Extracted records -
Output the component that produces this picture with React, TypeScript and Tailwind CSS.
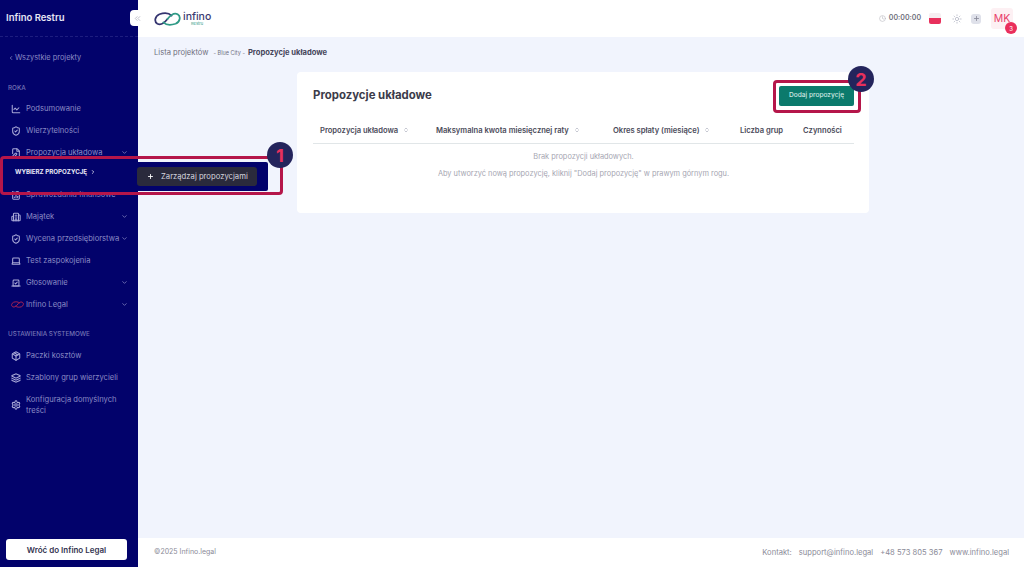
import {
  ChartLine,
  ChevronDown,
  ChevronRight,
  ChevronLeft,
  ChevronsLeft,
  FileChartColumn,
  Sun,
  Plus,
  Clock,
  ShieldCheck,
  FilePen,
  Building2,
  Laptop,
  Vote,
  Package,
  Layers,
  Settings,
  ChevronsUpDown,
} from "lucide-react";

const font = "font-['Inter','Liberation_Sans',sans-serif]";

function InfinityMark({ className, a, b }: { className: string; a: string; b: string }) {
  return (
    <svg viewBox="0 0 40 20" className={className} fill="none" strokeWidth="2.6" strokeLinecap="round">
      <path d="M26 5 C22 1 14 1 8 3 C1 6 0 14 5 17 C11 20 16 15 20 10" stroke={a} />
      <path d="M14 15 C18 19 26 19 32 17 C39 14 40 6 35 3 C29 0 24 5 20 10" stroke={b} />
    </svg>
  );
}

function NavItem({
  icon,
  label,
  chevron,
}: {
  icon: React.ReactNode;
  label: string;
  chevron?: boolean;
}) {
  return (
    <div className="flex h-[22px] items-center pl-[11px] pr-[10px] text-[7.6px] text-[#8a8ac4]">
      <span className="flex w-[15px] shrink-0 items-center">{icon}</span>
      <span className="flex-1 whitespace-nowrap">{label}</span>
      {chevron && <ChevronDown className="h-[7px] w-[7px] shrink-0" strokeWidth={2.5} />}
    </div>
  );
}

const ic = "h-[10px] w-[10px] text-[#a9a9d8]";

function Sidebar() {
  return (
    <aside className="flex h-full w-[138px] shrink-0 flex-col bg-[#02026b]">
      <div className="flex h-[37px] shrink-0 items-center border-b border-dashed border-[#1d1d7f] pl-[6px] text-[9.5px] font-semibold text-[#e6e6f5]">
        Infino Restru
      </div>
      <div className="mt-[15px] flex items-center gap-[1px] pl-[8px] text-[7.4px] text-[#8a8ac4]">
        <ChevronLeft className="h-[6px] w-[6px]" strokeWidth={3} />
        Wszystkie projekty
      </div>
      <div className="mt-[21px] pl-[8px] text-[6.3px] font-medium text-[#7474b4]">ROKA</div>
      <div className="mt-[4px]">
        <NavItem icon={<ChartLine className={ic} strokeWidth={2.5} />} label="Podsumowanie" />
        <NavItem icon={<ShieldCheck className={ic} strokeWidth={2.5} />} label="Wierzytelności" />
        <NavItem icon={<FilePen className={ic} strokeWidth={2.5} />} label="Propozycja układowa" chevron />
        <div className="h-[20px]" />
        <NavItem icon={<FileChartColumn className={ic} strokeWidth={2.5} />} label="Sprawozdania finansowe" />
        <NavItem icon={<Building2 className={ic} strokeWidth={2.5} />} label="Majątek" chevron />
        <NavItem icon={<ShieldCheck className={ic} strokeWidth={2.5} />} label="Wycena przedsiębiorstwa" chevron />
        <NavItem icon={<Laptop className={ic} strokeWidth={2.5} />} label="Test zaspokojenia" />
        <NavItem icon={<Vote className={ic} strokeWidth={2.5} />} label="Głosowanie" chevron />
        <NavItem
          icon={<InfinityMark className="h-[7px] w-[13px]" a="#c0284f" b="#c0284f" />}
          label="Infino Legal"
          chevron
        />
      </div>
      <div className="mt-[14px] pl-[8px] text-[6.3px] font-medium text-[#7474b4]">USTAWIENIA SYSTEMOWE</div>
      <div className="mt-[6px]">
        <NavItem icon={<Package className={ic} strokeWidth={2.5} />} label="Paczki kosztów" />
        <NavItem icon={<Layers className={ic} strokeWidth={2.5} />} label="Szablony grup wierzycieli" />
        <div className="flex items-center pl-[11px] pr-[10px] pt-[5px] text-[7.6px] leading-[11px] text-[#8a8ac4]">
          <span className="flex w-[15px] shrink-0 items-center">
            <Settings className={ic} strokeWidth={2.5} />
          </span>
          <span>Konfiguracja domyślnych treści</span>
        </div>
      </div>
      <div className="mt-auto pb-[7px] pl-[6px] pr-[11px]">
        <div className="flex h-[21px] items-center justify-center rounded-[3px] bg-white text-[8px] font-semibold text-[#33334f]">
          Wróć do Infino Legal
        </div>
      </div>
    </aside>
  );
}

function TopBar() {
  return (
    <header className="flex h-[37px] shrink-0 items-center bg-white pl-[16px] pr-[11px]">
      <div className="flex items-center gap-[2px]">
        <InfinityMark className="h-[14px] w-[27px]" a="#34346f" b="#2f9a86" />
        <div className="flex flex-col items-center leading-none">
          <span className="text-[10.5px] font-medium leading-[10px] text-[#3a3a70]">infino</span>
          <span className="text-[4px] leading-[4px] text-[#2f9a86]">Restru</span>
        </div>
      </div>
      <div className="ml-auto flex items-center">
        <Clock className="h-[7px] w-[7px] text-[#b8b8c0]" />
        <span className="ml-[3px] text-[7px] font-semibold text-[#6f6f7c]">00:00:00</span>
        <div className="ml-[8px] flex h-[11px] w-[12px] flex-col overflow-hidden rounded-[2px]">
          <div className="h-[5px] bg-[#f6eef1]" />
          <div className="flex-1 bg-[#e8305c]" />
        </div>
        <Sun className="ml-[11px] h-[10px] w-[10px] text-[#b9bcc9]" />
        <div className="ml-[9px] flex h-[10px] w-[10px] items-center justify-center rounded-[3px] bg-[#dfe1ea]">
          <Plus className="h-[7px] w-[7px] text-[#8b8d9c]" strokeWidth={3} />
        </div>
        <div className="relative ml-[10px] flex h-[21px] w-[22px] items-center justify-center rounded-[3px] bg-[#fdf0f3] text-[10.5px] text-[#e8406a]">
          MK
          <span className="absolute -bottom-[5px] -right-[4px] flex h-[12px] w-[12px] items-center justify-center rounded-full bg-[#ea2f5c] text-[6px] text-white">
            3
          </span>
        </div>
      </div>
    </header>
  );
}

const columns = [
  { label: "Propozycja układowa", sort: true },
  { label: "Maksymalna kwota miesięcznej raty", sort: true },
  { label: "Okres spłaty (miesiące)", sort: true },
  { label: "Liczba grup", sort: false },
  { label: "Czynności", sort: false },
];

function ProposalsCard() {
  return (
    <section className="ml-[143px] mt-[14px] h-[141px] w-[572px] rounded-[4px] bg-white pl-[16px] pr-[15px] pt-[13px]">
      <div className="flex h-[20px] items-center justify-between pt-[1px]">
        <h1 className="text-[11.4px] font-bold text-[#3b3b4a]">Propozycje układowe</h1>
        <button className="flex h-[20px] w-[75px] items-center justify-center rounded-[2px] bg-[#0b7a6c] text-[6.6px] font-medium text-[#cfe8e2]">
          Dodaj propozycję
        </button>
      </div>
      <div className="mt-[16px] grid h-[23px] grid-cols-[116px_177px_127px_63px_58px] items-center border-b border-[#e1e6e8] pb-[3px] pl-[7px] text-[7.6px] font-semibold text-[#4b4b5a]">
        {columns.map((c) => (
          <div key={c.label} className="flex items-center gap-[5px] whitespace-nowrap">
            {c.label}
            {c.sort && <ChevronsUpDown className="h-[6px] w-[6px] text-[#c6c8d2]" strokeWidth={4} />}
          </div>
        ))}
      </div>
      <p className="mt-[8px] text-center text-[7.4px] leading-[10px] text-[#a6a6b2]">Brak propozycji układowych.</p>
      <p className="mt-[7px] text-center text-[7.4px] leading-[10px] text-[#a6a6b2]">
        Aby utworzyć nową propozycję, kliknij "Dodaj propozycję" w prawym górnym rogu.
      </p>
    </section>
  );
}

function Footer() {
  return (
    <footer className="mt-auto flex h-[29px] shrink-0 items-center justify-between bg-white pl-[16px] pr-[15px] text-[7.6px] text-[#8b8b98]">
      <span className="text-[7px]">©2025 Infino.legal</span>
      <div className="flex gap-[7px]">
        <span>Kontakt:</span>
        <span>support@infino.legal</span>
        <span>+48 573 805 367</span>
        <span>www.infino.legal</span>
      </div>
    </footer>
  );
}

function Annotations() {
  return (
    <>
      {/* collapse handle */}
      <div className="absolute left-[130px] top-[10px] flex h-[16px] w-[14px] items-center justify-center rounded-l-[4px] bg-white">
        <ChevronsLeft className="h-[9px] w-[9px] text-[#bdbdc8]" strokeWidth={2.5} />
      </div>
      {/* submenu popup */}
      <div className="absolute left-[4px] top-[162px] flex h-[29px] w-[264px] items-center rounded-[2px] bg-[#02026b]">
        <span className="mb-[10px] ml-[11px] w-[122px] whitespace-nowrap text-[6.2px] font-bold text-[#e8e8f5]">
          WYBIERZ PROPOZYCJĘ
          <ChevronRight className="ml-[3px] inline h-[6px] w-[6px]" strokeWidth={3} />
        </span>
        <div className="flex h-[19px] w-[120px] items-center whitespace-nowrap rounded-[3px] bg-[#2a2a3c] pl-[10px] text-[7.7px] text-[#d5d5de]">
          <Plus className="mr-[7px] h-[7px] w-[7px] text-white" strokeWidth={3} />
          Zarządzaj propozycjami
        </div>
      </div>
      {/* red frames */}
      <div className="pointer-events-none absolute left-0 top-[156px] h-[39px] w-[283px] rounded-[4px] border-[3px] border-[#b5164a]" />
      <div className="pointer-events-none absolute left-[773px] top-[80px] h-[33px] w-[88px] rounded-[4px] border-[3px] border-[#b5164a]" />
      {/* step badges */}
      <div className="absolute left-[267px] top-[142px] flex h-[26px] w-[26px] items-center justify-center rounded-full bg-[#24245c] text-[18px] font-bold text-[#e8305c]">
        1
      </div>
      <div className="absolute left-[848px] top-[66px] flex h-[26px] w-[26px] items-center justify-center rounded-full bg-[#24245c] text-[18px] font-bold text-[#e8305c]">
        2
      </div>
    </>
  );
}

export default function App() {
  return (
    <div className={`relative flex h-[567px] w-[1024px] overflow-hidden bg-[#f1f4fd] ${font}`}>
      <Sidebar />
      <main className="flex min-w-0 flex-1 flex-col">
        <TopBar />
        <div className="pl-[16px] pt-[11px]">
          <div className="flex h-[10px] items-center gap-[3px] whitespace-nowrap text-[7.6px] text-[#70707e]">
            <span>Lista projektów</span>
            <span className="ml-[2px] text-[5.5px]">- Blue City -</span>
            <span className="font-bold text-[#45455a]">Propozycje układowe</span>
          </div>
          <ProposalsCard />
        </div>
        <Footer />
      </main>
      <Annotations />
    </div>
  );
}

==

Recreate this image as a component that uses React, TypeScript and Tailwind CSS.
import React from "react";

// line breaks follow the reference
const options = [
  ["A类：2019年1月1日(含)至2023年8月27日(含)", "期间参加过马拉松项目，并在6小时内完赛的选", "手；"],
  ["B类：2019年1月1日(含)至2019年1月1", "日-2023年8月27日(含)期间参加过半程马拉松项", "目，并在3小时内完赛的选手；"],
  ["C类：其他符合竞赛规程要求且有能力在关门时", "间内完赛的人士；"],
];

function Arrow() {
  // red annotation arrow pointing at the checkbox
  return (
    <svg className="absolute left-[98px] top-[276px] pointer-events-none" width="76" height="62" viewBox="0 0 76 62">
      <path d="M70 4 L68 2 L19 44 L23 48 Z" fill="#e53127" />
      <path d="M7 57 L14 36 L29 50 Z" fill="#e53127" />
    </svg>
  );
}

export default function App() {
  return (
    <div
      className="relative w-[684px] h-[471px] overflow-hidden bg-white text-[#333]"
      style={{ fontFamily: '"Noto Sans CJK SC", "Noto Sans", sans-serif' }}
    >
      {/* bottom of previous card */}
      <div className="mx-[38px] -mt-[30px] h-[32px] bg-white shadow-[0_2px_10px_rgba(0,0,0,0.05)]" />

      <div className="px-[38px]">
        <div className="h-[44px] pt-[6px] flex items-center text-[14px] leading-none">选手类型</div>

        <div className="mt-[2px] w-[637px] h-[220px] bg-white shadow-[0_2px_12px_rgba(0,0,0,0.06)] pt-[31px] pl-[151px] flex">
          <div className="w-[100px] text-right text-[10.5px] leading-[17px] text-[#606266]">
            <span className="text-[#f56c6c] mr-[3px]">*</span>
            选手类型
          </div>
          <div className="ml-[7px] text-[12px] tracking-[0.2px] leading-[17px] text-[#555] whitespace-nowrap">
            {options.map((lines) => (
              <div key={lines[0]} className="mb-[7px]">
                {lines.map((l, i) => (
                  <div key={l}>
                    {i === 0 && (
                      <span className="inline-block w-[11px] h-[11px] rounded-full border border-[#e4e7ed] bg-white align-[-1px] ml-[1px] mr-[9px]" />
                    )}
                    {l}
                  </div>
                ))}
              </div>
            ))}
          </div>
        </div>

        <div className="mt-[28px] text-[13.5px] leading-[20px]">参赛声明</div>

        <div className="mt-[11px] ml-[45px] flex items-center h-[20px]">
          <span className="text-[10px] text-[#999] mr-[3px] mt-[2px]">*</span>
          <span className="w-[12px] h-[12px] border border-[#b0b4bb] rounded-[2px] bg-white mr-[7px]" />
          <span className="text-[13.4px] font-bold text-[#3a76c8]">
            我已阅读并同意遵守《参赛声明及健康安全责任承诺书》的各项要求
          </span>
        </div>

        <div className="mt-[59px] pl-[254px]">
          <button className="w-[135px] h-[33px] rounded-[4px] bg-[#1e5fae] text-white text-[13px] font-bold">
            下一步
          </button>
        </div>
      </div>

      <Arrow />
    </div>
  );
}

WHAT TO PRODUCE -
Lines containing the word "component" must all be returned from the material above.

CORRECT ANSWER -
Output the component that produces this picture with React, TypeScript and Tailwind CSS.
Recreate this image as a component that uses React, TypeScript and Tailwind CSS.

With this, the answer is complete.